According to EMPEA data, nearly 25% of the capital invested in EM PE deals between 2013 and 2015 has been deployed into countries that have experienced a depreciation of 30% or more in their currencies against the US dollar.

While almost 75% of global investors surveyed for this study agree that currency risk is an important or very important factor for their firm, there is a lack of agreement on how to measure and mitigate this risk.
According to the findings, a majority of respondents—63% of LPs and 57% of GPs—do not construct their portfolios with currency risk as an explicit objective.

Meanwhile, among the 68 respondent firms that have implemented FX hedges, less than one-third report that they have paid off, while 38% report that it is too soon to say.

If the diversity of opinions and strategies that this inaugural survey revealed could be summarized into one conclusion, it may be that while LPs must acknowledge the currency risk associated with EM PE investments and view it as diversification within their portfolios, GPs should give due consideration to managing their portfolios to perform in the functional currency, sourcing deals with natural hedges or pricing power when appropriate, and consider selectively employing hedges (when reasonably priced) on entry and exit.

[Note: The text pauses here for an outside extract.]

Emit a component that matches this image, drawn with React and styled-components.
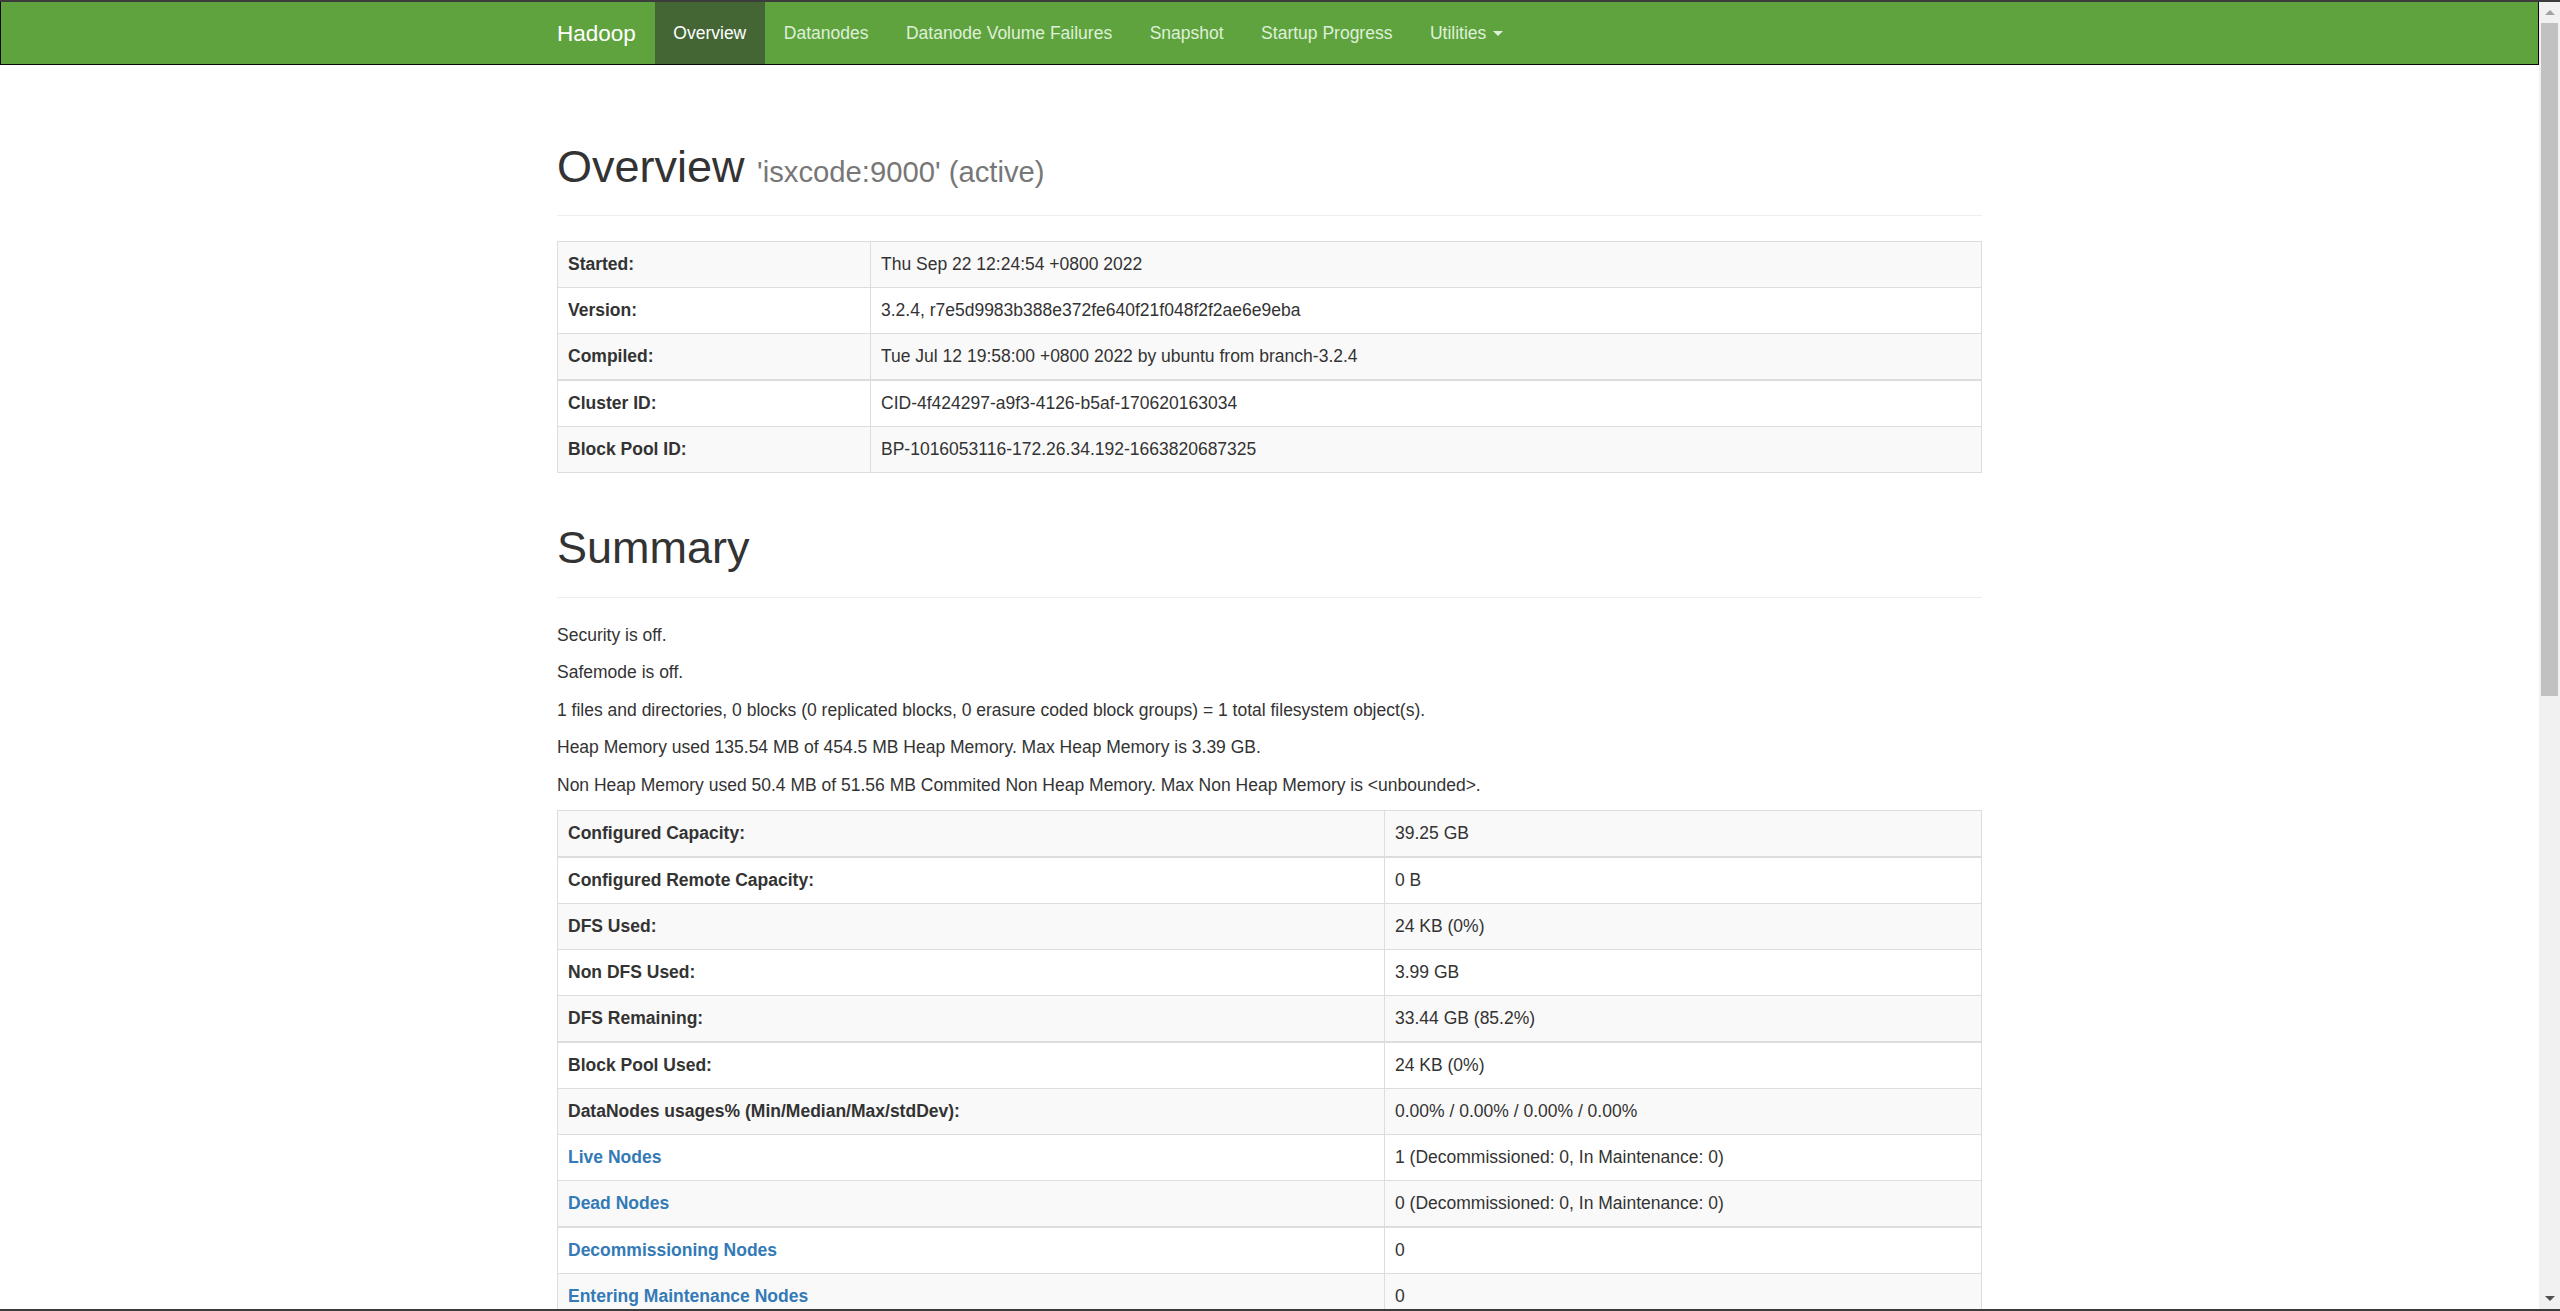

Michael Casey, Senior Director, Consulting Services at EMPEA and lead researcher on the report, said: “Over the long term, the gradual opening up of local institutional capital across the emerging markets is one of the most promising developments for the mitigation of currency risk and the growth of EM PE as an asset class.”

“Matching a fund’s functional currency with its investment destination can enhance alignment of GP and LP interests, allowing GPs to concentrate on generating alpha, and enabling LPs to harvest the outsized returns that PE can bring when done well,” he said.

From a GP’s perspective, Tom Speechley, Partner and Head of Global Markets at The Abraaj Group, added that investing in global growth markets has many challenges when it comes to managing currency risk.

“GPs who take a holistic approach that differentiates company-specific currency risks from those that are related to macroeconomic factors, who are aware of the limitations of financial market products, who have strong systems and processes in place to understand and price the risk, and who have a flexible investment mandate are the ones who will be turning the higher risks they are taking into higher returns,” he said.